Task directions —
Copy every line of the following data that includes the string "React".

>> begin

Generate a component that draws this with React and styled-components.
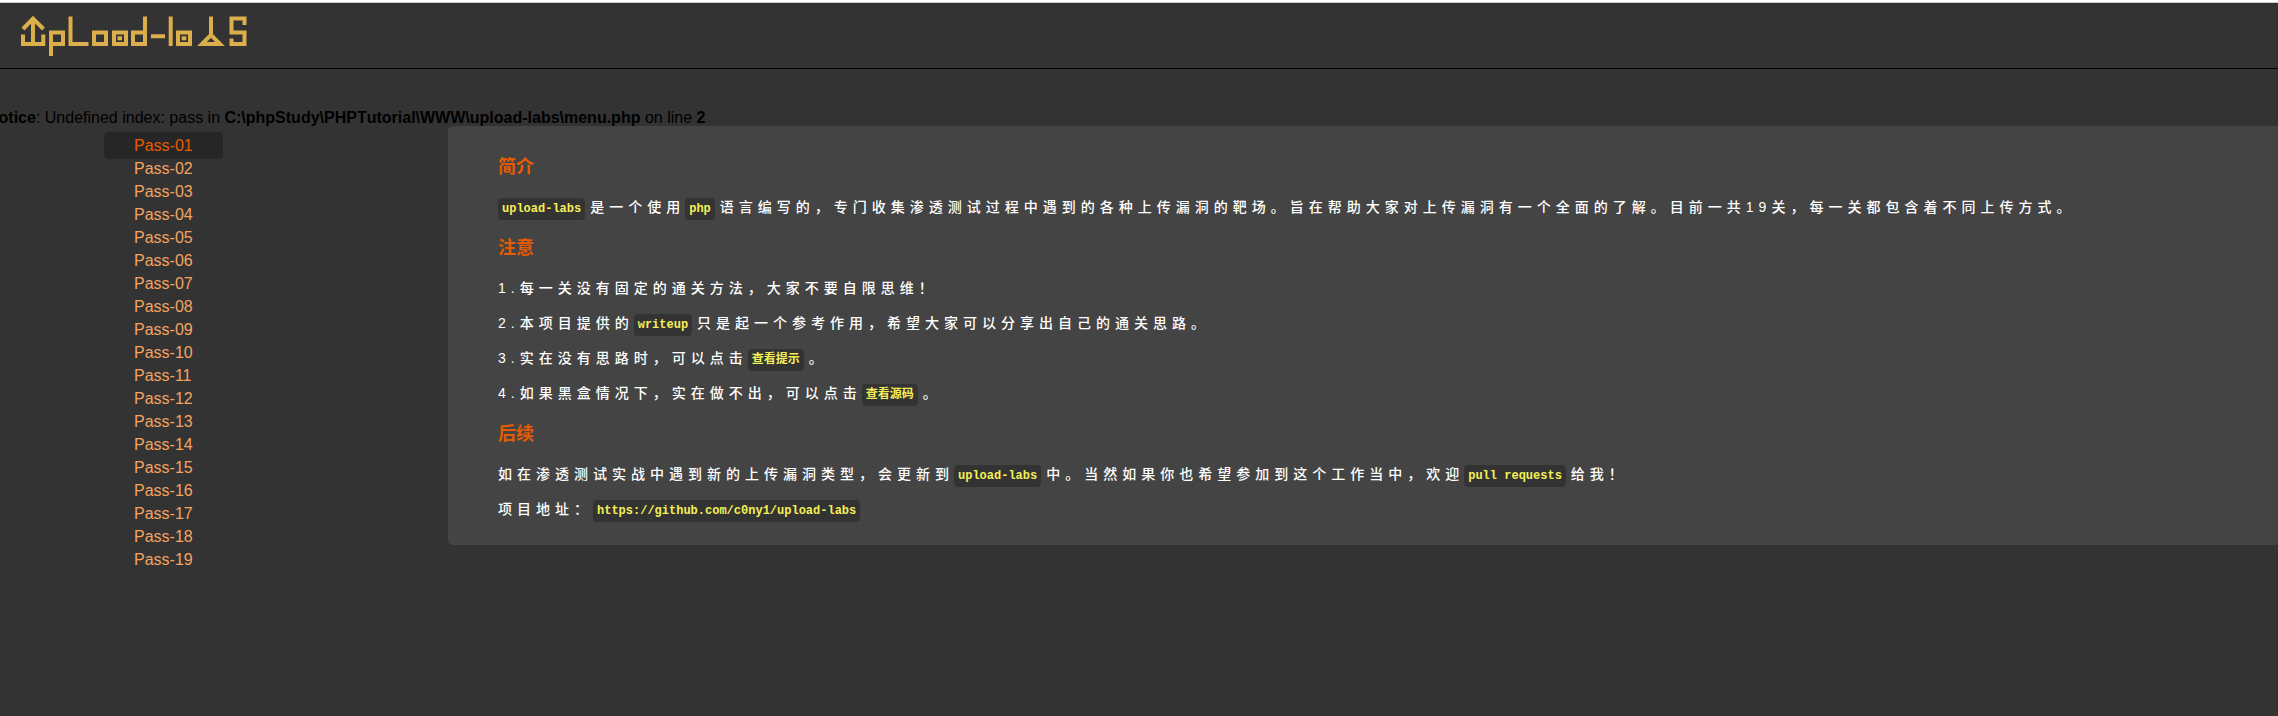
import React from "react";
import styled, { createGlobalStyle } from "styled-components";

const GlobalStyle = createGlobalStyle`
  body {
    margin: 0;
    background: #333;
    color: #000;
    font-family: "Liberation Sans", "Noto Sans CJK SC", sans-serif;
    font-size: 16px;
  }
`;

const Page = styled.div`
  min-height: 100vh;
  box-sizing: border-box;
  border-top: 2px solid #fff;
`;

const Header = styled.header`
  height: 65px;
  border-top: 1px solid #ccc;
  border-bottom: 1px solid #000;
`;

const HomeLink = styled.a`
  display: block;
  width: 280px;
`;

const LogoDrawing = styled.svg`
  display: block;
  width: 280px;
  height: 60px;
  fill: none;
  stroke: #dbb04c;
  stroke-width: 4;
`;

const Notice = styled.p`
  margin: 40px 0 -1px -13px;
  line-height: 18px;
  white-space: nowrap;
  font-kerning: none;
`;

const Main = styled.div`
  display: flex;
  align-items: flex-start;
`;

const Menu = styled.nav`
  flex: 0 0 448px;
  box-sizing: border-box;
  padding: 8px 0 0 104px;
`;

const MenuList = styled.ul`
  list-style: none;
  margin: 0;
  padding: 0;
  line-height: 23px;
`;

const PassLink = styled.a`
  padding: 5px 30px;
  border-radius: 5px;
  text-decoration: none;
  color: ${(p) => (p.$active ? "#e65c00" : "#f4a460")};
  background: ${(p) => (p.$active ? "#262626" : "transparent")};
`;

const Panel = styled.main`
  flex: 1;
  padding: 29px 50px 25px;
  border-radius: 5px 0 0 5px;
  background: #444;
`;

const Heading = styled.h3`
  margin: 18px 0;
  font-size: 18px;
  line-height: 24px;
  color: #e65c00;

  &:first-child {
    margin-top: 0;
  }
`;

const Text = styled.p`
  margin: 14px 0;
  font-size: 14px;
  font-weight: 500;
  line-height: 21px;
  letter-spacing: 5px;
  color: #fff;

  &:last-child {
    margin-bottom: 0;
  }
`;

const Code = styled.code`
  display: inline-block;
  height: 22px;
  margin: -2px 5px -2px 0;
  padding: 0 4px;
  border-radius: 4px;
  background: #333;
  color: #f5f056;
  font-family: "Liberation Mono", "Noto Sans CJK SC", monospace;
  font-size: 12px;
  font-weight: bold;
  line-height: 22px;
  letter-spacing: 0;
`;

const passes = Array.from({ length: 19 }, (_, i) => `Pass-${String(i + 1).padStart(2, "0")}`);

function Logo() {
  return (
    <LogoDrawing viewBox="0 3 280 60" role="img" aria-label="upload-labs">
      <path d="M23 29 33 18.5 43.5 29M33 18V44" />
      <path d="M23 34.5V44H43.3V34.5" />
      <path d="M51 56V32.5H63V44H51" />
      <path d="M70.5 16.5V44H88.5" />
      <path d="M94 32.5H106V44H94Z" />
      <path d="M114 32.5H126V44H114ZM117.5 38.3H122" />
      <path d="M145 16.5V44H133V32.5H145" />
      <path d="M151 36.3H165M170.7 16.5V46" />
      <path d="M178 32.5H190V44H178ZM181.7 38.3H186.3" />
      <path d="M211 16.5V35L202 44H220L211 35" />
      <path d="M244.5 25V18.5H231.5V32.5H244.5V44H231.5V38.5" />
    </LogoDrawing>
  );
}

export default function App() {
  return (
    <>
      <GlobalStyle />
      <Page>
        <Header>
          <HomeLink href="#">
            <Logo />
          </HomeLink>
        </Header>
        <Notice>
          <b>Notice</b>: Undefined index: pass in <b>{"C:\\phpStudy\\PHPTutorial\\WWW\\upload-labs\\menu.php"}</b> on line <b>2</b>
        </Notice>
        <Main>
          <Menu>
            <MenuList>
              {passes.map((name, i) => (
                <li key={name}>
                  <PassLink href={`#${name}`} $active={i === 0}>{name}</PassLink>
                </li>
              ))}
            </MenuList>
          </Menu>
          <Panel lang="zh-CN">
            <Heading>简介</Heading>
            <Text>
              <Code>upload-labs</Code>是一个使用<Code>php</Code>语言编写的，专门收集渗透测试过程中遇到的各种上传漏洞的靶场。旨在帮助大家对上传漏洞有一个全面的了解。目前一共19关，每一关都包含着不同上传方式。
            </Text>
            <Heading>注意</Heading>
            <Text>1.每一关没有固定的通关方法，大家不要自限思维！</Text>
            <Text>2.本项目提供的<Code>writeup</Code>只是起一个参考作用，希望大家可以分享出自己的通关思路。</Text>
            <Text>3.实在没有思路时，可以点击<Code>查看提示</Code>。</Text>
            <Text>4.如果黑盒情况下，实在做不出，可以点击<Code>查看源码</Code>。</Text>
            <Heading>后续</Heading>
            <Text>
              如在渗透测试实战中遇到新的上传漏洞类型，会更新到<Code>upload-labs</Code>中。当然如果你也希望参加到这个工作当中，欢迎<Code>pull requests</Code>给我！
            </Text>
            <Text>项目地址：<Code>https://github.com/c0ny1/upload-labs</Code></Text>
          </Panel>
        </Main>
      </Page>
    </>
  );
}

>> end

Solved exercise —
Generate a component that draws this with React and styled-components.
import React from "react";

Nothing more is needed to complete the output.